Wednesday, March 23, 2016

Where the Terror is

Another horrible terrorist attack in Europe, and another round of panic from American media and politicians.  Trump wants to seal the borders and resume torture, Cruz wants to occupy American "Muslim neighborhoods."  Nobody seems worried about American toddlers, who killed more people last year than terrorists did.

No--Trump can dribble uninformed nonsense about fighting terrorism (according to the pros), after unveiling his set of foreign policy experts that no actual foreign policy experts have ever heard of.

Meanwhile, as Jonathan Chiat explains, Cruz's remedies will create the conditions in the U.S. (where Muslims are mostly assimilated) that pertain in Europe (where Muslims are segregated) and give us the terrorist problems they have: "In Europe, ethnically homogenous Christian populations have been unable to assimilate immigrant populations, with disastrous results. The Republican Party now appears doctrinally bound to replicate that failure."

But what about those toddler terrorists?  How do we get weapons out of their dangerous hands?  Don't ask the National Rifle Association, and its frothing at the mouth opposition to any gun regulation.  It is too busy vetoing a Supreme Court nominee.  In this crazy atmosphere, that one seems to have largely gotten a pass, but it shouldn't: the Senate majority leader said on Sunday that a Justice to the Supreme Court can't be confirmed because the NRA opposes him.  Gee, I missed that part of the Constitution, where the Senate cedes its responsibility to advise and consent to a organization representing gun makers.

I am not terrorized by ISIS. They're evil and hateful, but I have more chance of being hit by lightning (and we had a hell of a lightning storm last night) or shot by a toddler than hit by a suicide bomber.  But these guys, these Republicans, they terrorize me.

I'm not alone. Donald Trump is the most unpopular presidential candidate since the former head of the Ku Klux Klan says the Fix headline in the Washington Post.  He is viewed unfavorably by two thirds of the American public, with more than half registering extreme disapproval.

A study of a North Carolina Senate race suggests the Republican incumbent loses 26 percentage points--and his seat--if he endorses Trump.  But it's not just Trump.  That Senate majority leader McConnell is viewed favorably by just 15%---in his home state.  Some 60% of Republican primary voters say they are embarrassed by their own candidates and their campaign.  Hillary is not winning any popularity contests, but an overwhelming proportion of Democrats would be happy with her as President.

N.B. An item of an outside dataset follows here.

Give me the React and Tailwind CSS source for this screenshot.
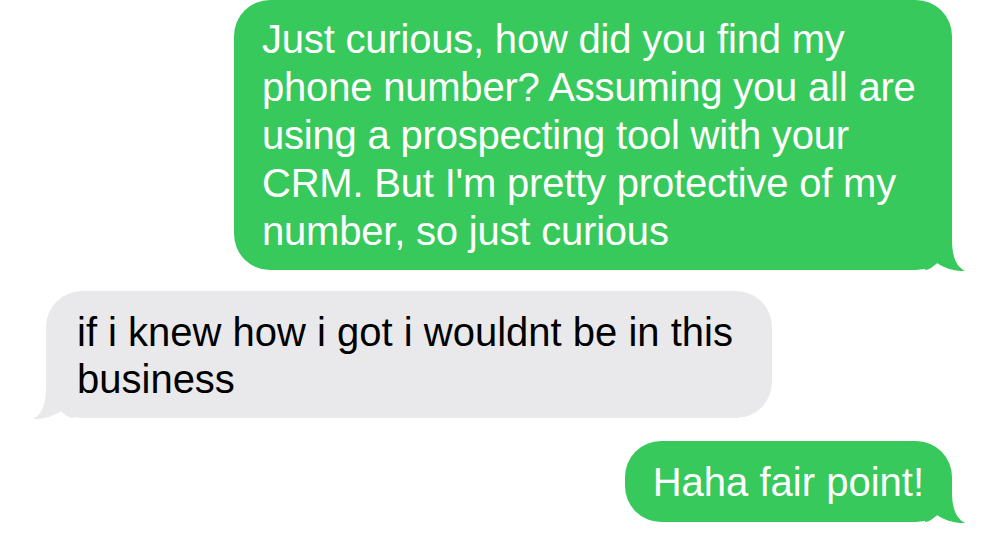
import React from "react";

function Tail({ color, side }) {
  // little hook under the bubble corner
  const pos = side === "right" ? "-right-[13px]" : "-left-[13px] -scale-x-100";
  return (
    <svg
      className={`absolute -bottom-px ${pos}`}
      width="40"
      height="40"
      viewBox="0 0 40 40"
    >
      <path
        d="M0 0 L27 0 L27 8 C27 26 31 35 40 40 C32 40.5 20 38 12 32 C8 36 4 39 0 39 Z"
        fill={color}
      />
    </svg>
  );
}

function Sent({ children, className }) {
  return (
    <div
      className={`relative ml-auto mr-[48px] rounded-[36px] bg-[#38c95c] text-white ${className}`}
    >
      <p className="relative z-10">{children}</p>
      <Tail color="#38c95c" side="right" />
    </div>
  );
}

function Received({ children, className }) {
  return (
    <div
      className={`relative ml-[46px] rounded-[36px] bg-[#e9e9eb] text-black ${className}`}
    >
      <p className="relative z-10">{children}</p>
      <Tail color="#e9e9eb" side="left" />
    </div>
  );
}

export default function App() {
  return (
    <div
      className="w-[1000px] h-[533px] overflow-hidden bg-white flex flex-col text-[40px] leading-[48px]"
      style={{ fontFamily: '"Liberation Sans", Arial, sans-serif' }}
    >
      <Sent className="w-[718px] h-[270px] pt-[15px] pl-[28px] tracking-[-0.2px]">
        Just curious, how did you find my
        <br />
        phone number? Assuming you all are
        <br />
        using a prospecting tool with your
        <br />
        CRM. But I'm pretty protective of my
        <br />
        number, so just curious
      </Sent>

      <Received className="mt-[21px] w-[726px] h-[127px] pt-[18px] pl-[31px] leading-[47px]">
        if i knew how i got i wouldnt be in this
        <br />
        business
      </Received>

      <Sent className="mt-[23px] h-[81px] pt-[17px] px-[28px]">
        Haha fair point!
      </Sent>
    </div>
  );
}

Trump's weekend session with the Washington Post proved once again that he is ignorant and unequipped for any national office--nobody with his lack of qualifications (he makes Sarah Palin look like an expert) has gotten this close to the presidency in at least a century. Trump and Cruz are counting on panic over terrorism to deprive voters of their sanity.  Trump thinks it worked for him last time, after Paris.  We'll see if it works now.  A terrifying thought all right.